Family Films program returns with six films, including the premiere of blockbuster adventure comedy Ice Age: Collision Course and the Cannes-selected The BFG. Adults too will love this program, designed to bring festival-quality feature-length films suitable for a variety of ages including Coconut Hero, the new Australian feature Girl Asleep, Long Way North and Miss Impossible.

The Animation Showcase returns to the Festival for the second year, curated by specialist Malcolm Turner. Screening short animated gems from all around the world including an International Animation Showcase of the very best films from all corners of the globe, the wicked After Dark Animation Showcase, a Kids Animation Showcase curated for younger audiences and short films screening for free at Pitt Street Mall; the animation program will delight young and older fans alike.

Sounds on Screen continues to celebrate the stories of inspiring music and musicians through a selection of six films.
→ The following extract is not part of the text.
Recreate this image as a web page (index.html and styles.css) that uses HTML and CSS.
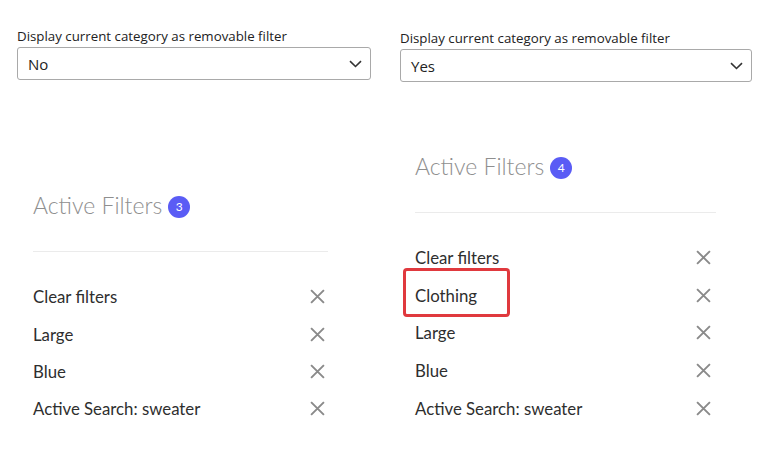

Two feature films: Born to be Blue starring Ethan Hawke and biopic I Saw the Light starring Tom Hiddleston as America’s first country music superstar Hank Williams; and four documentaries, Janis: Little Girl Blue, the story of Janis Joplin; Miss Sharon Jones by two time Oscar winning filmmaker Barbara Kopple; The Man From Mo’wax, the story of British underground DJ icon James Lavelle; and Contemporary Color inspired by Talking Heads’ lead singer David Byrne’s fascination with color guard (the American tradition of synchronised performance, complete with flag swirling and rifle tossing ).

Extending the musical theme The Box Set will take audiences on an epic journey to the roots of American pop music to reveal the untold story of how it was recorded. A four part documentary series screened over three sessions, American Epic and The American Epic Sessions was created by Jack White (The White Stripes), Robert Redford, and T Bone Burnett.

The Sydney Film Festival’s retrospective program starting with by Essential Scorsese: Selected by David Stratton, gives audiences a chance to see 10 films by Martin Scorsese, one of the most influential directors of our time, on the big screen; including Taxi Driver, Goodfellas, Raging Bulland The Age of Innocence.